İşin aslı biraz sonra anlaşılmıştı. Sırtım kapıya dönük oturduğum için Ziya arkadan beni bir müşterek tanıdıklarına benzetmiş ve kendince bir el şakası yapmak istemişti. Böylece tanıştık Ziya ile. Tıpkı ev arkadaşım gibi Keçiören Çevre Sağlığı Koleji'nden mezun edilmiş bir çevre sağlığı teknisyeni idi. Daha sonra öğretmen oldu. Gittikçe seyrekleşen şekilde birkaç defa daha görüştük. Bayram ve seyranlarda tebrikleştik.
Bugün evde otururken Ziya'dan bir ileti aldım. Babasının vefatını haber veriyordu. İçimden Allah rahmet eylesin diye geçiririp baş sağlığı için Ziya'yı aramak düşüncesi şekillenirken, zihnimin geri planında bir ses "bir daha oku şu iletiyi" diyordu. Tekrar okudum. Aman Allahım! "Babamız Ziya vefat etmiştir." diyordu. Belli ki çocukları uzaktaki tanıdıklarına böylece haber vermek istemişlerdi.
Birden neredeyse yarım asır öncesine gittim... Enseme tokat şaplatarak tanıştığım Ziya'nın çekik gözlü gülümseyen yüzü geldi gözlerimin önüne silik de olsa... Cahit Sıtkı'nın kor gibi mısraları düştü aklıma ve içimde sonbaharı hissettim birden...
Ne de doğruydu şiirde söylenen!
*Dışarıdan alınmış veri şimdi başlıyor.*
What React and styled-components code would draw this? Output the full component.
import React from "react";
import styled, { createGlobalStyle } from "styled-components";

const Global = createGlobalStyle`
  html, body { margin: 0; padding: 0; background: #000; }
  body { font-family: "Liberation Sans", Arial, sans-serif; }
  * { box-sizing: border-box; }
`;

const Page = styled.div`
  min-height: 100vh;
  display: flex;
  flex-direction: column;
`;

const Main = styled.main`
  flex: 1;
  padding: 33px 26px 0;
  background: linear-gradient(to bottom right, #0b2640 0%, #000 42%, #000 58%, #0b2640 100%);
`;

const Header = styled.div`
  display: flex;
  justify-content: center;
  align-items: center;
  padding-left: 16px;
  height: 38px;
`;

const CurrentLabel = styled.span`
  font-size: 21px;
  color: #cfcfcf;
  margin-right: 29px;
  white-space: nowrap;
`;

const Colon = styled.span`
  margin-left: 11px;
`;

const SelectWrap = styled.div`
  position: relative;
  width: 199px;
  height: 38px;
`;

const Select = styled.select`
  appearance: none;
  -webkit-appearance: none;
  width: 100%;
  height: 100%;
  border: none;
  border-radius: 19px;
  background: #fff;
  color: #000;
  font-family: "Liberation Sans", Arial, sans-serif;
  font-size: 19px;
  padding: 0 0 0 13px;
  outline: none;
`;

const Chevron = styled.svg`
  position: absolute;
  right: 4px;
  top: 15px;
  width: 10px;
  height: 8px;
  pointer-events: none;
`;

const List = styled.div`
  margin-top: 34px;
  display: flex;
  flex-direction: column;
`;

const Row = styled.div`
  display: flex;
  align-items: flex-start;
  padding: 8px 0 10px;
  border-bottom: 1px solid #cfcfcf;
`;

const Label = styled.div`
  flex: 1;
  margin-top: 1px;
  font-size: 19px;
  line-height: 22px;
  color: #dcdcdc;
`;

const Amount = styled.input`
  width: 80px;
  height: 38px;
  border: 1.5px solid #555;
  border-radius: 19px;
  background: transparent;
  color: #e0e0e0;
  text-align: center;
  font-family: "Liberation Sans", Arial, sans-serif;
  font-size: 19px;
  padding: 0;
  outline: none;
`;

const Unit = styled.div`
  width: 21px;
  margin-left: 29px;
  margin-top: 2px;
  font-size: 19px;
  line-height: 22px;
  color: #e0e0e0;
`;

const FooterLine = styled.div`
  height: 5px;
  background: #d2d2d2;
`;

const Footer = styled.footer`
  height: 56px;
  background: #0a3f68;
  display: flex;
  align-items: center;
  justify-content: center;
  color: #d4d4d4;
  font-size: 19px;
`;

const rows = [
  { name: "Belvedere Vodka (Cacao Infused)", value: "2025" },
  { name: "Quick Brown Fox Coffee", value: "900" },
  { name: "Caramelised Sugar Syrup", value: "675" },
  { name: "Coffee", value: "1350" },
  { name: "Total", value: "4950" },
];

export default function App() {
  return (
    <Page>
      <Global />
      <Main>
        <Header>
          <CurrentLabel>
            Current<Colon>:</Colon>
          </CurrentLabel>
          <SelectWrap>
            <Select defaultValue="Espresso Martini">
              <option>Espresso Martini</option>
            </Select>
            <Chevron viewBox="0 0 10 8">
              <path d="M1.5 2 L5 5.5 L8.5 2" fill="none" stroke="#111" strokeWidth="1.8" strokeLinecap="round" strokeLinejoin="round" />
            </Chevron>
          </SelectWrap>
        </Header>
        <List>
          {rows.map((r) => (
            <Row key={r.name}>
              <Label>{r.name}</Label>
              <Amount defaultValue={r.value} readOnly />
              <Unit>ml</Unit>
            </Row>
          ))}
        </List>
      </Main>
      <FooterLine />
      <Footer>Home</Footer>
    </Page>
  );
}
Birileriyle yollarımız kesişiyor, arkadaş ve sonra dost oluyoruz.. Sonra hayat yollarınızı ayırıyor. Her birimizi bir yana savuruyor. Sonra da sonbaharımız başlıyor ve sararıp düşen yapraklar misali yol ayrılıklarımız "dönülmez" levhalalı çıkmaz sokaklarda neticelenen hikâyelere tahvil oluyor.
Merhum Abdurrahim Karakoç'un dediği gibi "Düzen böyle bu gemide."
Mekânın Cennet olsun Ziya. Zamansız bir mekânda görüşmek üzere şimdilik hoşçakal.